Richard G. Cline
March 8, 2004
Jonathan G. Katz, Secretary
Re: Investment Company Governance/SEC File No. S7-03-04
Dear Mr. Katz:
I am Chairman and an independent member of the Boards of Trustees (together, the "Board") of the Northern Institutional Funds and Northern Funds (the "Funds"). I write on behalf of the Board to comment on proposed rule amendments that are intended to enhance the independence of investment company directors and improve their ability to protect registered investment companies and their shareholders.
The Funds have over 53 portfolios with total assets of approximately $48.3 billion. As independent Trustees, we support the initiatives of the Commission to enhance our independence and effectiveness as set forth in the Commission's Release No. IC-26323 (January 15, 2004). For purposes of this letter, however, we have limited our comments to one matter.
The Commission proposes to require that a registered investment company ("fund") relying on any of ten exemptive rules under the Investment Company Act of 1940 (the "1940 Act") have a board of directors whose independent directors constitute at least seventy-five percent of the board. The Commission has requested comment on whether this proposed change should be made and, if so, whether the percentage requirement should be higher or lower. The Commission has also requested comment on the appropriate period of time over which, if the new requirement is adopted, it should be phased in, and whether eighteen months would be sufficient.
Currently, the Funds' Board of Trustees consists of nine persons - six independent Trustees; two non-management Trustees who are not (and have not been) directors, officers or employees of the Funds' investment advisers (or their affiliates) but are "interested Trustees" as defined in Section 2(a)(19) of the 1940 Act for other reasons; and one Trustee who was director, officer and employee of the Funds' investment advisers until his retirement this year.
As previously stated, I am the Chairman of the Funds' Board of Trustees and am an independent Trustee. Additionally, all members of the Audit Committee of the Board and the Board's Committee on Trustees (which considers governance matters) are independent Trustees. The Board of Trustees and these Committees meet regularly in executive session without members of management present. Moreover, the Board of Trustees and these Committees, through their respective chairpersons, provide input on meeting agenda and confer regularly with the Funds' independent auditors and independent legal counsel.
In our circumstances as described above, where the Board Chairman and two-thirds of the Trustees are independent, we believe that the Board of Trustees is an "independent force" (to use the Commission's words) in the Funds' affairs. Moreover, while we are supportive of the position that a super-majority of independent directors can enhance independent director oversight, it is difficult for us to expect that our Board of Trustees will be a more "independent force" if the proposed seventy-five percent requirement is adopted. In this regard, we note that a seventy-five percent requirement could necessitate our recruitment of several new independent Trustees, and that the recruitment of qualified Trustees who clearly satisfy the independence requirements of the 1940 Act can be an involved process with significant financial and non-financial search costs.
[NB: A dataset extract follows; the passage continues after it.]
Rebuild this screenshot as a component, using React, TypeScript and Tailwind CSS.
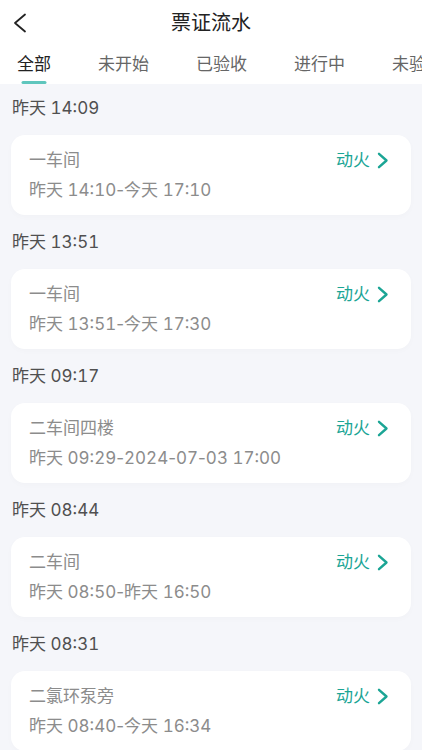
import React from "react";

const groups = [
  { label: "昨天 14:09", title: "一车间", time: "昨天 14:10-今天 17:10" },
  { label: "昨天 13:51", title: "一车间", time: "昨天 13:51-今天 17:30" },
  { label: "昨天 09:17", title: "二车间四楼", time: "昨天 09:29-2024-07-03 17:00" },
  { label: "昨天 08:44", title: "二车间", time: "昨天 08:50-昨天 16:50" },
  { label: "昨天 08:31", title: "二氯环泵旁", time: "昨天 08:40-今天 16:34" },
];

const tabs = ["全部", "未开始", "已验收", "进行中", "未验收"];

const font = { fontFamily: 'Inter, "Noto Sans CJK SC", sans-serif' };

function TimeText({ text }: { text: string }) {
  const parts = text.split("-");
  return (
    <>
      {parts.map((p, i) => (
        <React.Fragment key={i}>
          {i > 0 && <span className="normal-nums">-</span>}
          {p}
        </React.Fragment>
      ))}
    </>
  );
}

export default function App() {
  return (
    <div className="w-[422px] h-[750px] overflow-hidden bg-[#f5f6fa] flex flex-col tabular-nums" style={font}>
      <div className="bg-white">
        <div className="h-[46px] relative flex items-center justify-center">
          <svg className="absolute left-[12px] top-[13px]" width="16" height="20" viewBox="0 0 16 20" fill="none">
            <path d="M13 1.5 L3 10 L13 18.5" stroke="#222" strokeWidth="1.8" strokeLinecap="round" strokeLinejoin="round" />
          </svg>
          <span className="text-[20px] text-[#222] leading-none">票证流水</span>
        </div>
        <div className="h-[38px] flex items-start pl-[17px] gap-[47px] whitespace-nowrap overflow-hidden">
          {tabs.map((t, i) => (
            <div key={t} className="relative h-[38px] flex items-center shrink-0">
              <span className={i === 0 ? "text-[17px] text-[#222]" : "text-[17px] text-[#666]"}>{t}</span>
              {i === 0 && (
                <div className="absolute left-1/2 -translate-x-1/2 bottom-0 w-[25px] h-[3px] rounded-full bg-[#5fc6bd]" />
              )}
            </div>
          ))}
        </div>
      </div>
      <div className="flex flex-col px-[11px]">
        {groups.map((g, i) => (
          <div key={i} className="flex flex-col">
            <div className={i === 0 ? "pt-[12px] pb-[15px] pl-[1px] text-[17px] leading-[24px] text-[#505050]" : "pt-[15px] pb-[15px] pl-[1px] text-[17px] leading-[24px] text-[#505050]"}>
              {g.label}
            </div>
            <div className="bg-white rounded-[14px] h-[80px] pl-[18px] pr-[22px] py-[13px] flex flex-col gap-[6px] shadow-[0_2px_6px_rgba(0,0,0,0.02)]">
              <div className="flex items-center justify-between h-[24px]">
                <span className="text-[17px] text-[#8c8c8c] leading-[24px]">{g.title}</span>
                <div className="flex items-center gap-[7px]">
                  <span className="text-[17px] text-[#1ba595] leading-[24px]">动火</span>
                  <svg width="12" height="17" viewBox="0 0 12 17" fill="none">
                    <path d="M2 1.8 L9.5 8.5 L2 15.2" stroke="#1ba595" strokeWidth="2.4" strokeLinecap="round" strokeLinejoin="round" />
                  </svg>
                </div>
              </div>
              <div className="text-[17px] text-[#8c8c8c] leading-[24px] whitespace-nowrap">
                <TimeText text={g.time} />
              </div>
            </div>
          </div>
        ))}
      </div>
    </div>
  );
}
For smaller boards like ours, the mathematics of the seventy-five percent rule become very difficult. We believe that our nine-member Board functions very well, in part because its size promotes open communication and the full participation of its members. Yet, assuming that none of our three interested Trustees (two of whom, as noted, are non-management Trustees) leave the Board, our nine-member Board would have to increase to twelve members, which would be an expansion of one-third. We do not believe that such an addition would increase the effectiveness of the Board's independent Trustees or benefit the Funds' shareholders. Furthermore, even if the Board were increased to twelve members, the maintenance of the seventy-five percent ratio would be vulnerable to the resignation or unanticipated loss of just one independent Trustee.
For these reasons, we favor a proposal requiring that independent directors constitute at least two-thirds (rather than seventy-five percent) of a fund board. We believe that a two-thirds requirement, coupled with the Commission's proposed rule that would require a fund to have an independent chairperson, clearly achieves the objective of independent oversight while permitting adequate flexibility for boards to meet the strict independence standards of the 1940 Act.
We also believe that the period over which to phase in any new super-majority rule should not be less than eighteen months from its adoption date. As previously noted, recruiting the necessary number of directors to fulfill the proposed seventy-five percent independence ratio, if adopted, could be a daunting challenge.
In closing and on behalf of the Northern Mutual Funds Board, I wish to thank you for this opportunity to comment.